Visiting Easter Island (Land-Based)

Moai Quarry at Rano Raraku (continued)

 
Numerous moai scattered across the landscape on the side of the volcano. The two moai in the right-hand picture are also visible in about the center of the left-hand picture.

 
A closer view of the same two moai.  

When you stare at a moai, first of all, you are staring at a stylized human. It is art, to be sure, but it also represents a one-time real, live, human being. A person, and most likely a Very Important Person. There in the red dirt and grass is his icon, that represents him, staring back at you—eye-to-eye communication across the centuries, across the vast differences between cultures, theirs and ours.

But what is the message carried via this physical-level, eye-to-eye communication? Nobody knows for sure, but if you ask me, the message is this: I was here, I was important, I died, but I want to be remembered—no, I demand to be remembered. A 20-ton moai is not a wish to be remembered, or even a request—it is a demand. Furthermore, I want to be remembered forever, to be immortal. They did their level best to create immortality, to the limits of their technology. The moai will demand remembrances for thousands of years, until they crumble to dust. In fact they will demand remembrances for so long, an impossibly wide chasm will develop between their culture and the culture of future visitors—hence, the perpetual mystery, the enigma: Who were they, what were they like, what happened to them?
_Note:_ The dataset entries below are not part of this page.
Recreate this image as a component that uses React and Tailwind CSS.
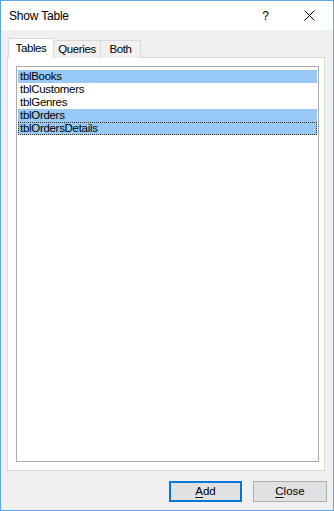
import React from "react";

const font = { fontFamily: '"Liberation Sans", Arial, sans-serif' };

function Row({ label, selected, focused }) {
  return (
    <div
      className={
        "h-[13px] leading-[13px] pl-[2px] text-[11.5px] tracking-[-0.3px] text-black " +
        (selected ? "bg-[#99c9f7] " : "") +
        (focused ? "outline outline-1 outline-dotted outline-[#333] -outline-offset-1" : "")
      }
    >
      {label}
    </div>
  );
}

export default function App() {
  return (
    <div
      className="w-[334px] h-[511px] border border-[#5ea6e4] bg-[#f0f0f0] flex flex-col"
      style={font}
    >
      <div className="h-[29px] bg-white flex items-center shrink-0">
        <span className="ml-[8px] text-[12px] tracking-[-0.2px] text-black">Show Table</span>
        <span className="ml-auto mr-[35px] text-[12px] text-black">?</span>
        <svg width="11" height="11" viewBox="0 0 11 11" className="mr-[18px]">
          <path d="M0.5 0.5 L10.5 10.5 M10.5 0.5 L0.5 10.5" stroke="#000" strokeWidth="1" />
        </svg>
      </div>
      <div className="flex-1 flex flex-col px-[6px] pt-[8px]">
        <div className="flex items-end h-[20px] ml-[1px] -mb-px relative z-10">
          <div className="h-[20px] w-[46px] bg-white border border-b-0 border-[#d9d9d9] flex items-center justify-center text-[11.5px] tracking-[-0.4px] text-black">
            Tables
          </div>
          <div className="h-[18px] w-[47px] bg-[#f0f0f0] border border-l-0 border-b-0 border-[#d9d9d9] flex items-center justify-center text-[11.5px] tracking-[-0.4px] text-black">
            Queries
          </div>
          <div className="h-[18px] w-[40px] bg-[#f0f0f0] border border-l-0 border-b-0 border-[#d9d9d9] flex items-center justify-center text-[11.5px] tracking-[-0.4px] text-black">
            Both
          </div>
        </div>
        <div className="w-[318px] h-[414px] bg-white border border-[#d9d9d9] pt-[8px] pl-[8px] pr-[5px] pb-[8px] flex">
          <div className="flex-1 border border-[#acacac] px-[1px] pt-[3px] flex flex-col">
            <Row label="tblBooks" selected />
            <Row label="tblCustomers" />
            <Row label="tblGenres" />
            <Row label="tblOrders" selected />
            <Row label="tblOrdersDetails" selected focused />
          </div>
        </div>
        <div className="flex justify-end gap-[11px] mt-[10px]">
          <button className="w-[73px] h-[21px] bg-[#e1e1e1] border-2 border-[#0078d7] text-[11.5px] text-black leading-none">
            <span className="underline underline-offset-2">A</span>dd
          </button>
          <button className="w-[74px] h-[21px] bg-[#e1e1e1] border border-[#adadad] text-[11.5px] text-black leading-none">
            <span className="underline underline-offset-2">C</span>lose
          </button>
        </div>
      </div>
    </div>
  );
}
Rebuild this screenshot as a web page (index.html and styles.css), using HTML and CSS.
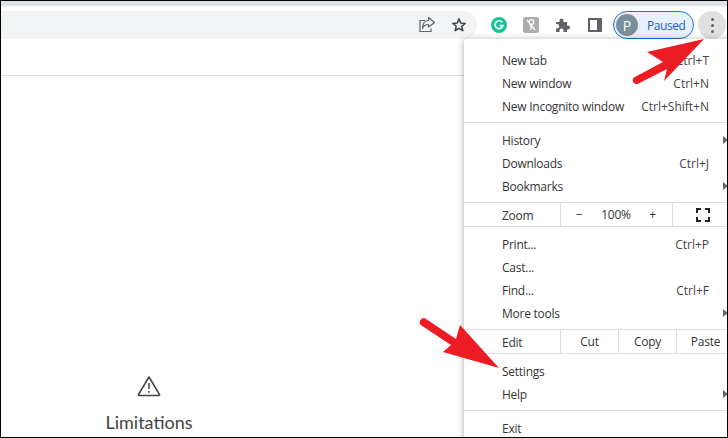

Another point: We can tell something of the ancient people by how they chose to be immortalized. The features of the moai are likely to be desirable characteristics, even regal characteristics. We are looking at kings, and at how they wanted to be portrayed: deep-set intense eyes under chiseled brows, a long, stately nose, pursed narrow lips, sharp chin. When you look at a moai and meet its gaze, you are looking at what is unquestionably one helluva cool-looking dude, from an artistic or stylistic perspective. They are not ugly, or even bizarre—they are cool, way cool! This is how they chose to portray themselves, and who could blame them. Your own personal icon, representing you for eternity, as a way cool Very Important Person—hey, I want a moai for myself! Maybe we can start up a moai garden stateside, say, someplace in California. I bet it would take off.


 
A closer view of the left-hand moai.   A closer view of the right-hand moai.